WHAT IS BEING ASKED: Take the listing from its first line through the line that contains "import React from" and please retype those lines exactly, leaving out the pictures.

SOURCE MATERIAL:
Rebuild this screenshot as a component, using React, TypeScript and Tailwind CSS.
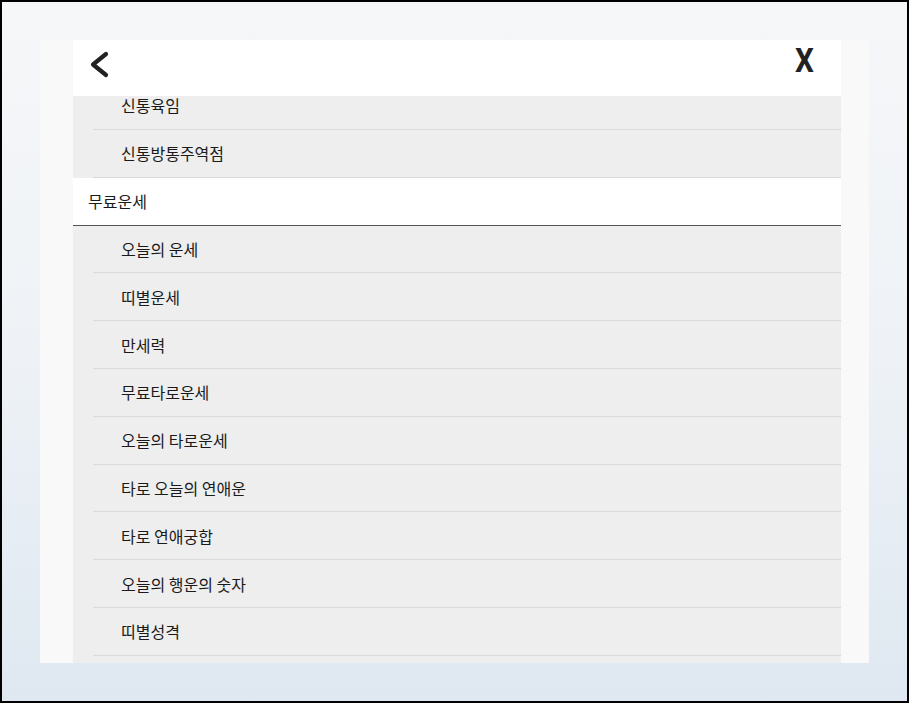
import React from "react";

const before = ["신통육임", "신통방통주역점"];
const after = [
  "오늘의 운세",
  "띠별운세",
  "만세력",
  "무료타로운세",
  "오늘의 타로운세",
  "타로 오늘의 연애운",
  "타로 연애궁합",
  "오늘의 행운의 숫자",
  "띠별성격",
  "띠별궁합",
];

function SubRow({ label }: { label: string }) {
  return (
    <div className="ml-[20px] h-[47.8px] shrink-0 border-b border-[#dadada] flex items-center pl-[28px] text-[16px] text-[#1a1a1a]">
      {label}
    </div>
  );
}

export default function App() {
  return (
    <div
      className="w-[909px] h-[703px] border-2 border-black bg-gradient-to-b from-[#f6f7f9] via-[#eef2f6] to-[#dfe8f1] overflow-hidden"
      style={{ fontFamily: '"Noto Sans CJK KR", "Noto Sans", sans-serif' }}
    >
      <div className="mt-[38px] ml-[38px] w-[829px] h-[623px] bg-[#f9f9f9] px-[33px] pr-[28px] flex flex-col overflow-hidden">
        <div className="h-[56px] shrink-0 bg-white flex items-start justify-between">
          <svg width="40" height="50" viewBox="0 0 40 50" className="mt-[10px] ml-[12px]">
            <path d="M21 4 L8 14.5 L21 25" fill="none" stroke="#222" strokeWidth="4.2" strokeLinecap="round" strokeLinejoin="round" />
          </svg>
          <span
            className="mr-[26px] mt-[1px] text-[33px] font-bold text-[#222] leading-[40px] scale-x-90 inline-block"
            style={{ fontFamily: "Roboto, sans-serif" }}
          >
            X
          </span>
        </div>
        <div className="flex-1 overflow-hidden bg-[#eeeeee]">
          <div className="-mt-[14px] flex flex-col">
            {before.map((l) => (
              <SubRow key={l} label={l} />
            ))}
            <div className="h-[48px] shrink-0 bg-white border-b border-[#555] flex items-center pl-[15px] text-[16px] text-[#1a1a1a]">
              무료운세
            </div>
            {after.map((l) => (
              <SubRow key={l} label={l} />
            ))}
          </div>
        </div>
      </div>
    </div>
  );
}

RESPONSE TO THIS TASK:
Rebuild this screenshot as a component, using React, TypeScript and Tailwind CSS.
import React from "react";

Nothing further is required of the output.